Each register has its own lexicon of gestures and vocal tics and, by removing those performance registers from the screen, Brimfield reveals them anew. They’re at once completely familiar and all sorts of bizarre, but mostly, they seem completely insincere. How, you wonder, did we swallow these tropes? How did they cement themselves to become standard? Darvill’s talent contest MC becomes a gurning cheeseball desperate to be liked, while De Clerq’s quiz contestant becomes a stuttering, uncertain wreck.
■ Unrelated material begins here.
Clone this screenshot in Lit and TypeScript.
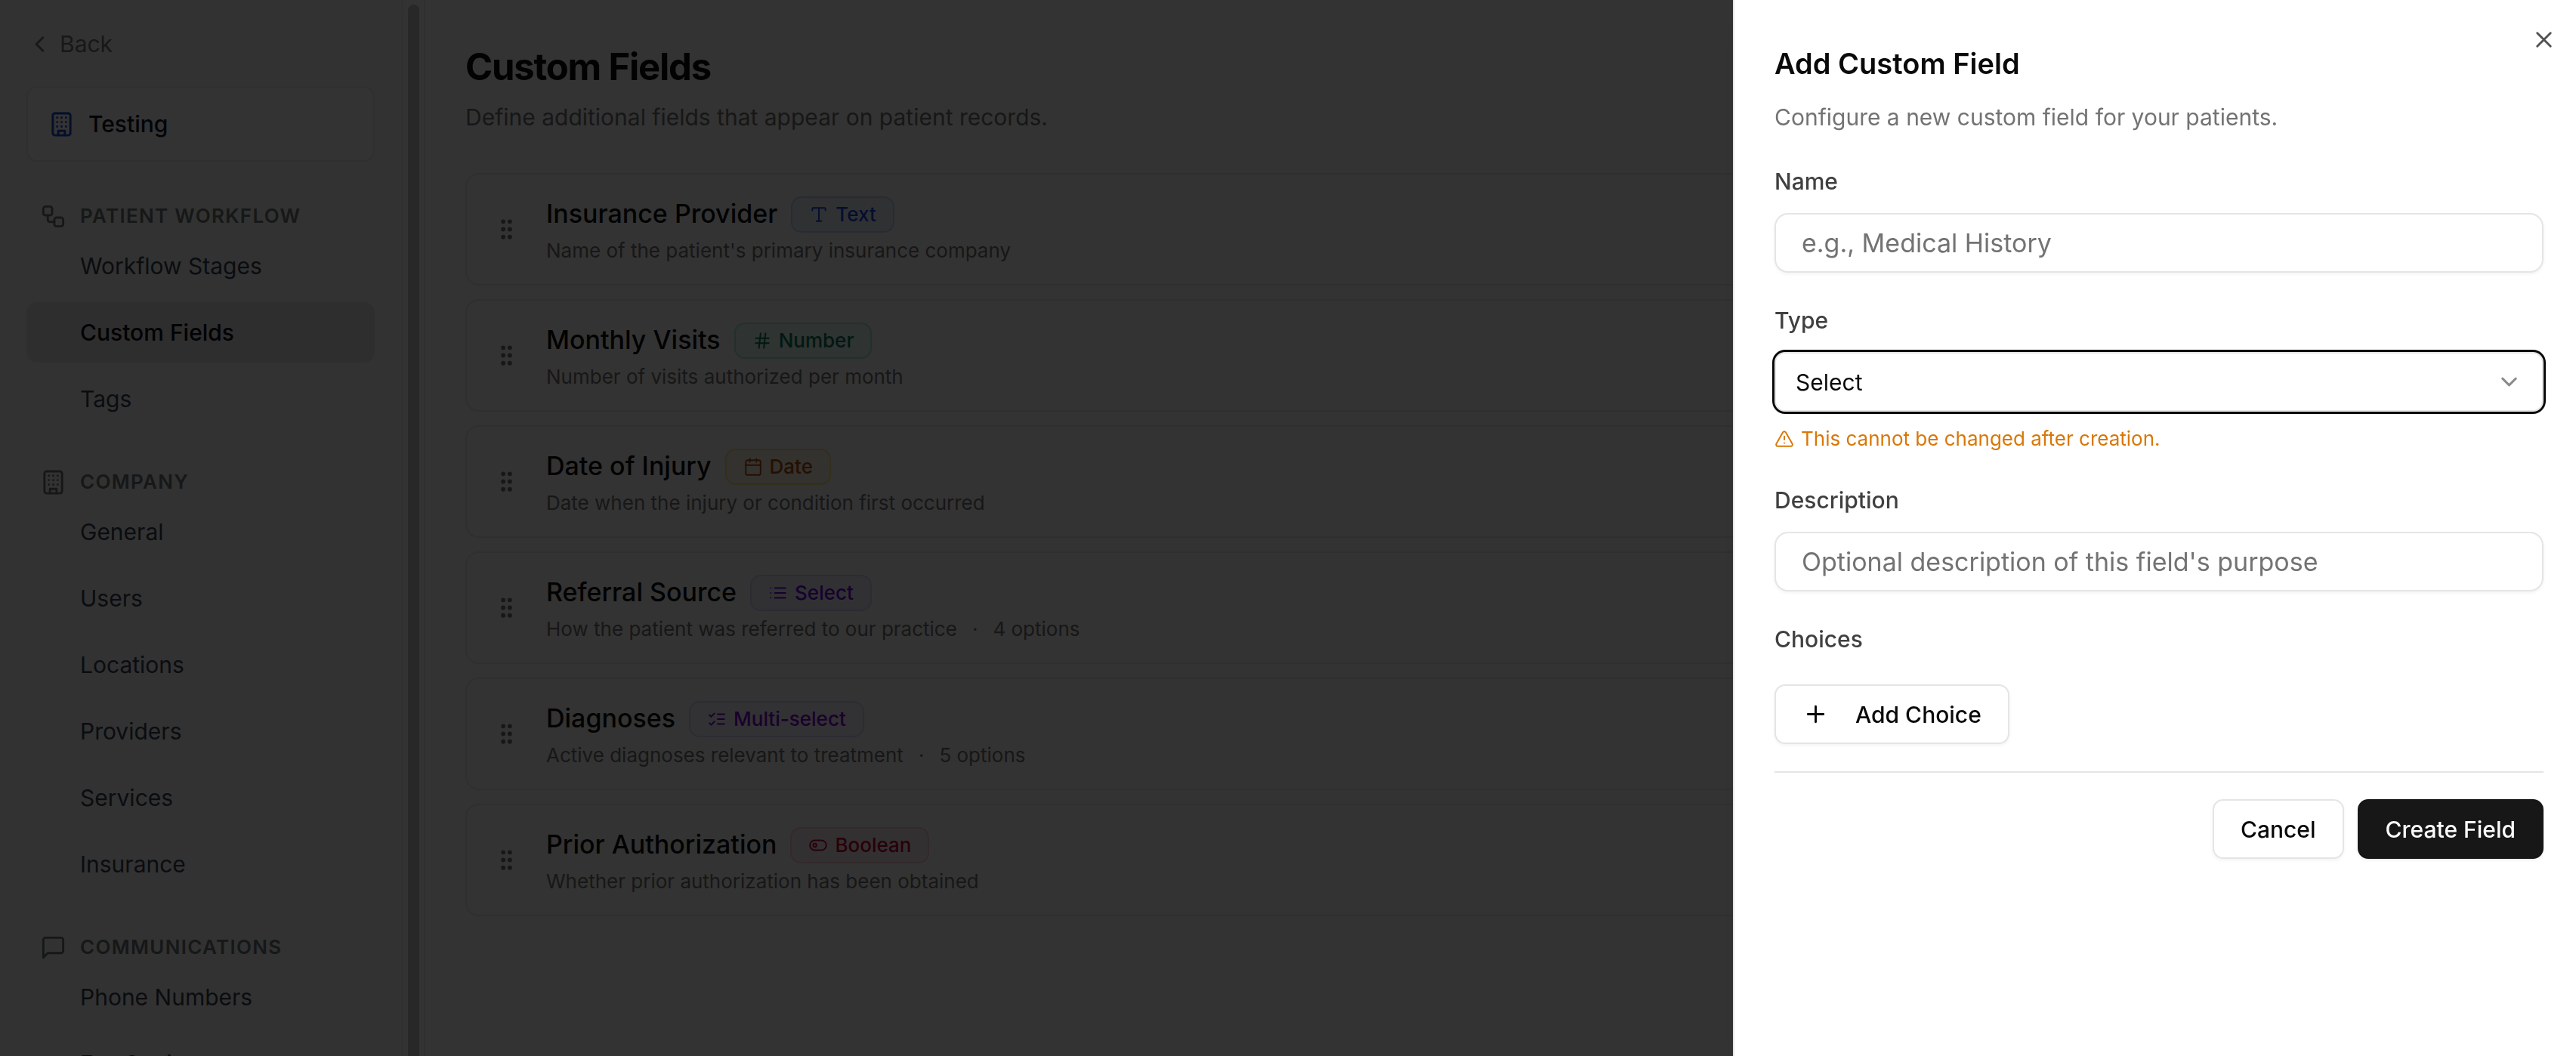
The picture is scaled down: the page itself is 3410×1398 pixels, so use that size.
import { LitElement, html, css, svg } from "lit";
import { customElement, property } from "lit/decorators.js";

const icons: Record<string, unknown> = {
  back: svg`<path d="m15 18-6-6 6-6"/>`,
  down: svg`<path d="m6 9 6 6 6-6"/>`,
  close: svg`<path d="M18 6 6 18M6 6l12 12"/>`,
  plus: svg`<path d="M5 12h14M12 5v14"/>`,
  building: svg`<rect width="16" height="20" x="4" y="2" rx="2"/><path d="M9 22v-4h6v4M8 6h.01M16 6h.01M12 6h.01M12 10h.01M12 14h.01M16 10h.01M16 14h.01M8 10h.01M8 14h.01"/>`,
  workflow: svg`<rect width="8" height="8" x="3" y="3" rx="2"/><path d="M7 11v4a2 2 0 0 0 2 2h4"/><rect width="8" height="8" x="13" y="13" rx="2"/>`,
  message: svg`<path d="M21 15a2 2 0 0 1-2 2H7l-4 4V5a2 2 0 0 1 2-2h14a2 2 0 0 1 2 2z"/>`,
  grip: svg`<circle cx="9" cy="12" r="1"/><circle cx="9" cy="5" r="1"/><circle cx="9" cy="19" r="1"/><circle cx="15" cy="12" r="1"/><circle cx="15" cy="5" r="1"/><circle cx="15" cy="19" r="1"/>`,
  text: svg`<path d="M4 7V5a1 1 0 0 1 1-1h14a1 1 0 0 1 1 1v2M9 20h6M12 4v16"/>`,
  number: svg`<path d="M4 9h16M4 15h16M10 3 8 21M16 3l-2 18"/>`,
  date: svg`<path d="M8 2v4M16 2v4"/><rect width="18" height="18" x="3" y="4" rx="2"/><path d="M3 10h18"/>`,
  select: svg`<path d="M8 6h13M8 12h13M8 18h13M3 6h.01M3 12h.01M3 18h.01"/>`,
  multi: svg`<path d="m3 17 2 2 4-4M3 7l2 2 4-4M13 6h8M13 12h8M13 18h8"/>`,
  boolean: svg`<rect width="20" height="12" x="2" y="6" rx="6"/><circle cx="8" cy="12" r="2"/>`,
  warning: svg`<path d="m21.73 18-8-14a2 2 0 0 0-3.48 0l-8 14A2 2 0 0 0 4 21h16a2 2 0 0 0 1.73-3M12 9v4M12 17h.01"/>`,
};

const icon = (name: string, cls = "") => html`<svg class="icon ${cls}" viewBox="0 0 24 24" aria-hidden="true">${icons[name]}</svg>`;

const shared = css`
  *, *::before, *::after { box-sizing: border-box; }
  h1, h2, h3, p, ul { margin: 0; padding: 0; }
  ul { list-style: none; }
  a { color: inherit; text-decoration: none; }
  button, input, select { font: inherit; color: inherit; margin: 0; }
  .icon {
    width: 35px; height: 35px; flex: none; display: block;
    fill: none; stroke: currentColor; stroke-width: 2;
    stroke-linecap: round; stroke-linejoin: round;
  }
  .icon.small { width: 26px; height: 26px; stroke-width: 1.8; }
`;

const sections = [
  { title: "Patient Workflow", icon: "workflow", items: ["Workflow Stages", "Custom Fields", "Tags"] },
  { title: "Company", icon: "building", items: ["General", "Users", "Locations", "Providers", "Services", "Insurance"] },
  { title: "Communications", icon: "message", items: ["Phone Numbers", "Fax Settings"] },
];

@customElement("settings-sidebar")
class SettingsSidebar extends LitElement {
  @property() current = "Custom Fields";

  static styles = [shared, css`
    :host { display: flex; flex: none; width: 563px; background: #fafafa; overflow: hidden; }
    .body { flex: 1; min-width: 0; padding: 36px 36px 0 35px; }
    .back { display: flex; align-items: center; gap: 9px; height: 44px; color: #737878; }
    .org {
      display: flex; align-items: center; gap: 18px; height: 100px; margin-top: 34px; padding: 0 27px;
      border: 2px solid #e8e8e8; border-radius: 14px; background: #fcfcfc; color: #101828; font-weight: 500;
    }
    .org .icon { color: #1d4ed8; }
    nav { display: flex; flex-direction: column; gap: 44px; padding-top: 46px; }
    h3 {
      display: flex; align-items: center; gap: 18px; height: 52px; padding-left: 18px;
      color: #6f7777; font-size: 26px; font-weight: 600; letter-spacing: 0.05em; text-transform: uppercase;
    }
    ul { display: flex; flex-direction: column; gap: 8px; }
    .item { display: flex; align-items: center; height: 80px; padding-left: 71px; border-radius: 14px; color: #364153; }
    .item.active { background: #e4e4e4; color: #0b0b18; font-weight: 500; }
    .track { flex: none; width: 31px; padding: 6px 6px 0; background: #fcfcfc; border: solid #ececec; border-width: 0 2px; }
    .thumb { height: 100%; border-radius: 8px 8px 0 0; background: #c6c6c6; }
  `];

  render() {
    return html`
      <div class="body">
        <a class="back" href="#">${icon("back")}Back</a>
        <div class="org">${icon("building")}Testing</div>
        <nav aria-label="Settings">
          ${sections.map((s) => html`
            <section>
              <h3>${icon(s.icon)}${s.title}</h3>
              <ul>
                ${s.items.map((i) => html`<li><a class="item ${i === this.current ? "active" : ""}" href="#">${i}</a></li>`)}
              </ul>
            </section>`)}
        </nav>
      </div>
      <div class="track"><div class="thumb"></div></div>
    `;
  }
}

const fields = [
  { name: "Insurance Provider", type: "text", label: "Text", info: "Name of the patient's primary insurance company" },
  { name: "Monthly Visits", type: "number", label: "Number", info: "Number of visits authorized per month" },
  { name: "Date of Injury", type: "date", label: "Date", info: "Date when the injury or condition first occurred" },
  { name: "Referral Source", type: "select", label: "Select", info: "How the patient was referred to our practice", options: 4 },
  { name: "Diagnoses", type: "multi", label: "Multi-select", info: "Active diagnoses relevant to treatment", options: 5 },
  { name: "Prior Authorization", type: "boolean", label: "Boolean", info: "Whether prior authorization has been obtained" },
];

@customElement("field-list")
class FieldList extends LitElement {
  static styles = [shared, css`
    :host { display: block; flex: 1; min-width: 0; padding: 58px 53px; background: #fff; color: #0a0a0a; }
    h1 { font-size: 49px; line-height: 62px; font-weight: 700; letter-spacing: -0.025em; }
    .lead { margin-top: 13px; line-height: 44px; color: #737373; }
    ul { display: flex; flex-direction: column; gap: 18px; margin-top: 52px; }
    .card { display: flex; align-items: center; gap: 35px; padding: 26px 35px; border: 2px solid #e8e8e8; border-radius: 18px; }
    .grip { color: #737373; }
    .row { display: flex; align-items: center; gap: 18px; height: 53px; }
    h2 { font-size: 34px; font-weight: 500; }
    .info { display: flex; gap: 20px; margin-top: 4px; font-size: 26px; line-height: 36px; color: #737373; }
    .badge {
      display: flex; align-items: center; gap: 9px; height: 48px; padding: 0 22px;
      border: 2px solid; border-radius: 14px; font-size: 26px; font-weight: 500;
    }
    .text { color: #1447e6; background: #eff6ff; border-color: #bedbff; }
    .number { color: #007a55; background: #ecfdf5; border-color: #a4f4cf; }
    .date { color: #bb4d00; background: #fffbeb; border-color: #fee685; }
    .select { color: #7008e7; background: #f5f3ff; border-color: #ddd6ff; }
    .multi { color: #8200db; background: #f8f5ff; border-color: #e4d6ff; }
    .boolean { color: #c70036; background: #fff1f2; border-color: #ffccd3; }
  `];

  render() {
    return html`
      <h1>Custom Fields</h1>
      <p class="lead">Define additional fields that appear on patient records.</p>
      <ul>
        ${fields.map((f) => html`
          <li class="card">
            ${icon("grip", "grip")}
            <div>
              <div class="row">
                <h2>${f.name}</h2>
                <span class="badge ${f.type}">${icon(f.type, "small")}${f.label}</span>
              </div>
              <p class="info"><span>${f.info}</span>${f.options ? html`<span>·</span><span>${f.options} options</span>` : ""}</p>
            </div>
          </li>`)}
      </ul>
    `;
  }
}

@customElement("field-sheet")
class FieldSheet extends LitElement {
  static styles = [shared, css`
    :host {
      display: block; width: min(1116px, 100%); overflow: auto; background: #fff; color: #0a0a0a;
      border-left: 2px solid #e5e5e5;
      box-shadow: 0 20px 30px -6px rgba(0, 0, 0, 0.1), 0 8px 12px -8px rgba(0, 0, 0, 0.1);
    }
    header { display: flex; align-items: flex-start; padding: 35px 25px 0 53px; }
    .heading { flex: 1; padding-top: 25px; }
    h2 { font-size: 38px; line-height: 48px; font-weight: 600; }
    .lead { margin-top: 25px; line-height: 44px; color: #737373; }
    .close { padding: 0; border: 0; background: none; color: #525252; }
    form { display: flex; flex-direction: column; padding: 45px 43px 53px 53px; }
    .fields { display: flex; flex-direction: column; gap: 45px; }
    .field { display: flex; flex-direction: column; align-items: flex-start; }
    .label { margin-bottom: 24px; line-height: 36px; font-weight: 500; color: #404040; }
    .input {
      width: 100%; height: 79px; padding: 0 34px; font-size: 34px; outline: 0; background: #fff;
      border: 2px solid #e5e5e5; border-radius: 18px; box-shadow: 0 2px 4px rgba(0, 0, 0, 0.05);
    }
    .input::placeholder { color: #737373; opacity: 1; }
    .picker { display: grid; width: 100%; align-items: center; }
    .picker > * { grid-area: 1 / 1; }
    .picker select {
      appearance: none; width: 100%; height: 79px; padding: 0 26px; background: #fff; outline: 0;
      border: 2px solid #e5e5e5; border-radius: 14px; box-shadow: 0 0 0 3px #0a0a0a;
    }
    .picker .icon { justify-self: end; margin-right: 28px; color: #8a8a8a; pointer-events: none; }
    .warning { display: flex; align-items: center; gap: 9px; margin-top: 18px; font-size: 26px; line-height: 36px; color: #d97706; }
    .button {
      display: flex; align-items: center; justify-content: center; gap: 35px; height: 79px; padding: 0 35px;
      border: 2px solid #e5e5e5; border-radius: 14px; background: #fff; font-weight: 500;
      box-shadow: 0 2px 4px rgba(0, 0, 0, 0.05);
    }
    .choices .label { margin-bottom: 42px; }
    .primary { border-color: #171717; background: #171717; color: #fafafa; }
    footer { display: flex; justify-content: flex-end; gap: 18px; margin-top: 36px; padding-top: 35px; border-top: 2px solid #e5e5e5; }
  `];

  render() {
    return html`
      <header>
        <div class="heading">
          <h2>Add Custom Field</h2>
          <p class="lead">Configure a new custom field for your patients.</p>
        </div>
        <button class="close" aria-label="Close">${icon("close")}</button>
      </header>
      <form>
        <div class="fields">
          <div class="field">
            <label class="label" for="name">Name</label>
            <input class="input" id="name" placeholder="e.g., Medical History">
          </div>
          <div class="field">
            <label class="label" for="type">Type</label>
            <div class="picker">
              <select id="type">
                ${fields.map((f) => html`<option ?selected=${f.type === "select"}>${f.label}</option>`)}
              </select>
              ${icon("down")}
            </div>
            <p class="warning">${icon("warning", "small")}This cannot be changed after creation.</p>
          </div>
          <div class="field">
            <label class="label" for="description">Description</label>
            <input class="input" id="description" placeholder="Optional description of this field's purpose">
          </div>
          <div class="field choices">
            <span class="label">Choices</span>
            <button class="button" type="button">${icon("plus")}Add Choice</button>
          </div>
        </div>
        <footer>
          <button class="button" type="button">Cancel</button>
          <button class="button primary" type="button">Create Field</button>
        </footer>
      </form>
    `;
  }
}

@customElement("app-root")
class AppRoot extends LitElement {
  static styles = [shared, css`
    :host {
      display: flex; height: 100vh; overflow: hidden;
      font-family: Inter, "Liberation Sans", sans-serif; font-size: 30px; line-height: 1.2;
    }
    .overlay { position: fixed; inset: 0; display: flex; justify-content: flex-end; background: rgba(0, 0, 0, 0.8); }
  `];

  render() {
    return html`
      <settings-sidebar></settings-sidebar>
      <field-list></field-list>
      <div class="overlay"><field-sheet role="dialog" aria-label="Add Custom Field"></field-sheet></div>
    `;
  }
}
But television’s easily satirized. Its formulaic nature makes it ripe for ripping off, and only half of Brimfield’s spoofs really hit home. They tend towards a randomness that can feel featherweight, which might be a virtue were this a durational piece—a comment on the need to keep filling up air-time, and the emptiness and exhaustion that inevitably results.
Instead, Brimfield’s trick is to slowly shuffle things up, so that sound dislocates from image and scripts go astray. Melancholic monologue sits over shots of romantic leads, hushed nature commentaries accompany images of eggs under the whisk. It’s as if the TV’s got its wires crossed, like synapses misfiring. Everything starts to bleed into everything else: adverts into programmes, entertainment into news. Television becomes a vast feedback loop where everyone’s selling you something, even if only an aspirational dream; and the world, gradually, starts to go down the tube.
Elevenses argues much the same thing. Price’s short comic play opens after a catastrophe: two cream sofas are splattered with blood, a coffee table’s in absolute disarray. There’s been some sort of incident live on-air, and Elevenses’ hosts Poppy and Kay have been hospitalized. Panicked TV handyman Richard has been thrown into the fray. “Save the show,” his producer hollers. “Save British TV.” “I’m wearing shorts,” he replies.
It’s a cracking opening: live TV sends the stakes sky-high. Clutching his earpiece like a lifeline, buzzed by his big break, Darvill’s fantastic as the rattled handyman—particularly when quizzing his first guest, an author hawking her guide to divorce who happens to be his very own ex.
A satire on the superficiality of the small screen, with its perfect TV couples and scripted domestic bliss, Elevenses brings the whole charade crashing down. Even if its emotional pile-up never quite delivers the promise of its livewire start, it’s a piquant little farce that highlights the futility of keeping the cameras rolling at all costs—even as television’s time has come and gone.